If you have ever seen a position written as 18T WL 84500 07300 instead of plain latitude and longitude, you have met the Military Grid Reference System. MGRS is the standard NATO militaries, FEMA, and search-and-rescue teams use to describe any point on Earth as a short, readable string that is hard to misread over a radio. This guide breaks down what MGRS is, how it is structured, how to read it, and how it relates to UTM and the civilian USNG.
What MGRS is (and why it exists)
MGRS is a grid-based way to express a location, built on top of the Universal Transverse Mercator (UTM) projection (and Universal Polar Stereographic near the poles). Instead of two long decimal numbers, it packs a position into a compact alphanumeric reference. The whole system is designed around one practical goal: communicating a precise spot quickly and without ambiguity. Because it uses meters rather than degrees, distances and movements on the ground are easy to reason about.
If you would rather think in plain latitude and longitude, our tool that shows your current coordinates is a friendlier starting point. MGRS is the format you reach for when you need a rugged, field-ready reference.
The structure of an MGRS coordinate
Every MGRS reference is built from three parts read left to right:
- Grid Zone Designator (GZD) — a number 1–60 (a 6°-wide UTM zone) plus a latitude band letter (C–X), e.g.
18T. This narrows you to a quadrangle 6° wide by 8° tall. - 100,000-meter square ID — two letters, e.g.
WL, identifying a 100 km × 100 km square inside that zone. - Numeric easting and northing — an even number of digits split in half: the first half is the easting (read right), the second half is the northing (read up).
So 18T WL 84500 07300 means zone 18T, square WL, easting 84500, northing 07300.
How to read it: right, then up
There is one golden rule borrowed from map reading: read right, then up. The easting digits move you across the square from west to east; the northing digits move you from south to north. Split the numeric block in half, take the first half as your horizontal position and the second half as your vertical position, and you have pinpointed the spot.
The number of digits controls precision, and the count is always even:
| Digits | Precision | Roughly |
|---|---|---|
| 2 | 10,000 m | a town |
| 4 | 1,000 m | a neighborhood |
| 6 | 100 m | a city block |
| 8 | 10 m | a house |
| 10 | 1 m | a parking spot |
So 18T WL 845 073 (6 digits) is good to ~100 m, while 18T WL 84500 07300 (10 digits) is good to ~1 m.
MGRS, UTM, and USNG
These three are close relatives. UTM gives you a zone plus a full easting and northing in meters; MGRS takes those same numbers and compresses them using the letter-square shorthand. If you work with UTM figures directly, our latitude/longitude to UTM converter handles that translation.

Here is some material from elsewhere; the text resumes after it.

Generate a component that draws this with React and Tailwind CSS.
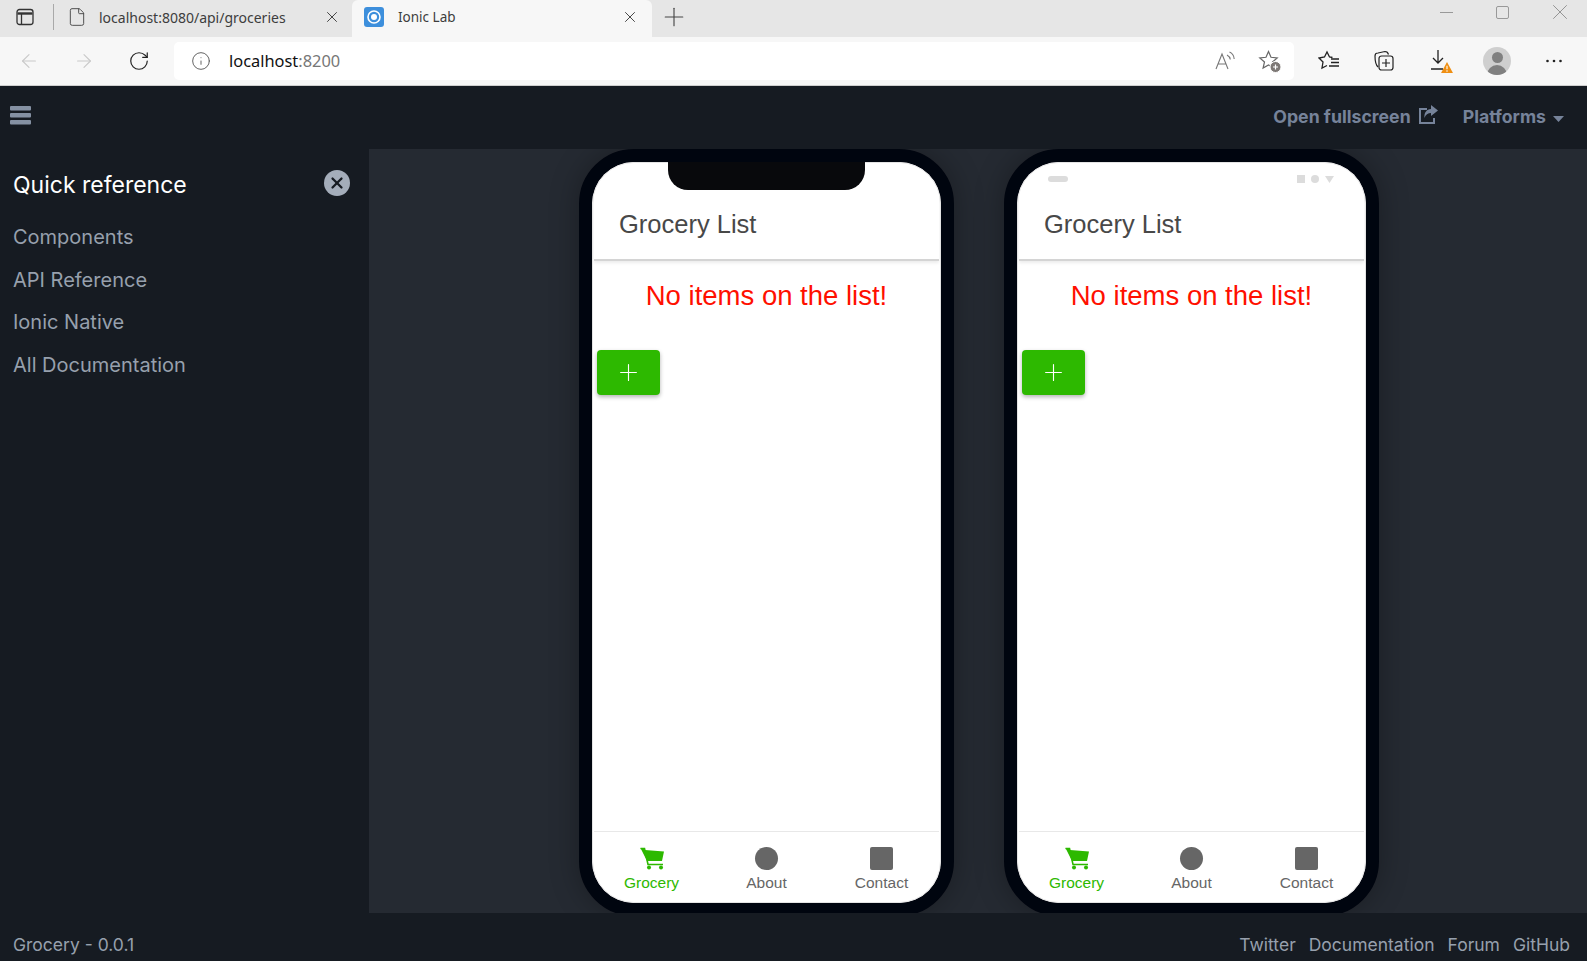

The United States National Grid (USNG) is essentially MGRS for civilian and emergency use inside the U.S. The grid is identical; the main differences are presentation and datum. USNG usually adds spaces between parts and is published on the NAD 83 datum, while MGRS is typically WGS 84 — a ground difference of about a meter. For everyday WGS 84 work, an MGRS string and a USNG string describe the same place.
Converting to and from MGRS
You rarely build MGRS by hand. To turn a normal location into a grid reference, paste coordinates into our latitude/longitude to MGRS converter and copy the result. Going the other direction, or jumping between formats, is just as quick:
- Switch between decimal degrees, DMS, UTM, and MGRS with the all-in-one coordinate converter.
- Turn a street address into coordinates first using address-to-coordinates lookup, then convert.
- Need to send a spot to someone fast? share your current location as a link instead.
Once you can spot the zone, the square, and the right-then-up digits, MGRS stops looking cryptic — it is just a tidy, meter-based address for anywhere on the planet.